The meeting of the Justice and Interior Commission in the Chamber has been slated for next Tuesday or Wednesday, Kristien Van Vaerenbergh, chair of the Justice Commission, told De Morgen.
News of the hearing comes after footage emerged of several police officers restraining Jozef Chovanec, a Slovak national who died after being arrested in Charleroi Airport in 2018 for reportedly behaving in a disorderly manner before boarding a flight.
In the footage, Chovanec can be seen in apparent distress inside a small cell, fidgeting and jumping around before proceeding to bang his head against the cell door until blood begins to cover his face.
The footage then shows at least six officers inside the cell hovering around Chovanec, who has tied-up at his hands and feet and dragged him face down onto the bed, as one officer climbs on top of him and kneels on his back, despite Chovanec not physically resisting the officers once he has been put on the bed.

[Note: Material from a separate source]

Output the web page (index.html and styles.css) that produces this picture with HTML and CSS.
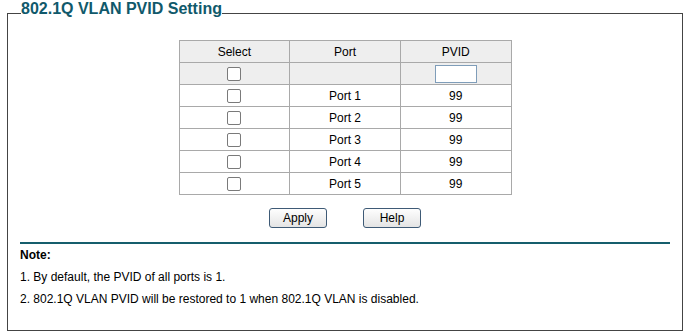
FILE: index.html
```html
<!DOCTYPE html>
<html>
<head>
<meta charset="utf-8">
<link rel="stylesheet" href="styles.css">
</head>
<body>
<fieldset class="panel">
  <legend class="panel-title">802.1Q VLAN PVID Setting</legend>
  <table class="grid">
    <tr class="head">
      <th>Select</th>
      <th>Port</th>
      <th>PVID</th>
    </tr>
    <tr class="batch">
      <td><span class="check"></span></td>
      <td></td>
      <td><span class="field"></span></td>
    </tr>
    <tr><td><span class="check"></span></td><td>Port 1</td><td>99</td></tr>
    <tr><td><span class="check"></span></td><td>Port 2</td><td>99</td></tr>
    <tr><td><span class="check"></span></td><td>Port 3</td><td>99</td></tr>
    <tr><td><span class="check"></span></td><td>Port 4</td><td>99</td></tr>
    <tr><td><span class="check"></span></td><td>Port 5</td><td>99</td></tr>
  </table>
  <div class="actions">
    <button class="btn">Apply</button>
    <button class="btn">Help</button>
  </div>
  <div class="note">
    <div class="note-title">Note:</div>
    <div class="note-line">1. By default, the PVID of all ports is 1.</div>
    <div class="note-line">2. 802.1Q VLAN PVID will be restored to 1 when 802.1Q VLAN is disabled.</div>
  </div>
</fieldset>
</body>
</html>
```

FILE: styles.css
```css
html, body {
  margin: 0;
  padding: 0;
  background: #ffffff;
}
body {
  font-family: "Liberation Sans", Arial, sans-serif;
  font-size: 12px;
  color: #000;
}
.panel {
  margin: 0 7px;
  padding: 0 12px 20px 12px;
  border: 1px solid #444444;
  height: auto;
}
.panel-title {
  font-size: 16px;
  font-weight: bold;
  line-height: 18px;
  color: #10596b;
  padding: 0 0 8px 0;
  margin-left: 1px;
}
.grid {
  margin: 14px auto 0 auto;
  border-collapse: collapse;
  width: 333px;
  table-layout: fixed;
}
.grid th, .grid td {
  border: 1px solid #a9a9a9;
  height: 21px;
  padding: 0;
  text-align: center;
  vertical-align: middle;
  font-weight: normal;
  font-size: 12px;
  line-height: 14px;
}
.grid tr.head, .grid tr.batch {
  background: #eeeeee;
}
.check {
  display: inline-block;
  width: 12px;
  height: 12px;
  border: 1px solid #7a7a7a;
  border-radius: 2px;
  background: #fff;
  vertical-align: middle;
}
.field {
  display: inline-block;
  width: 40px;
  height: 16px;
  border: 1px solid #7f9db9;
  background: #fff;
  vertical-align: middle;
}
.actions {
  display: flex;
  justify-content: center;
  gap: 36px;
  margin-top: 13px;
}
.btn {
  width: 58px;
  height: 20px;
  padding: 0;
  font-family: "Liberation Sans", Arial, sans-serif;
  font-size: 12px;
  color: #000;
  border: 1px solid #3e5a76;
  border-radius: 3px;
  background: linear-gradient(#fefefe, #e4e4e4);
}
.note {
  margin-top: 14px;
  border-top: 2px solid #155e6c;
}
.note-title {
  font-weight: bold;
  line-height: 22px;
}
.note-line {
  line-height: 22px;
}
```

The officer remained on top of Chovanec for several minutes, after which a female police officer can be seen doing a Nazi salute with one hand while mimicking Hitler’s signature moustache with the other.
The footage, which includes no audio aside from white noise and in which all of the officers’ faces are blurred out, sparked outrage after being shared online and led to the resignation of the second-in-command of the federal police.
Federal Interior Minister Pieter De Crem said the “shocking” images were “burned on everyone’s retina,” and, while he said that officers had “acted out of proportion,” he said any potential dismissions or suspensions were in the hands of the police.
All six police officers that can be seen in the video are still in service, De Standaard reports, with the officer who is seen doing the Hitler salute reportedly removed from services involving contact with the public.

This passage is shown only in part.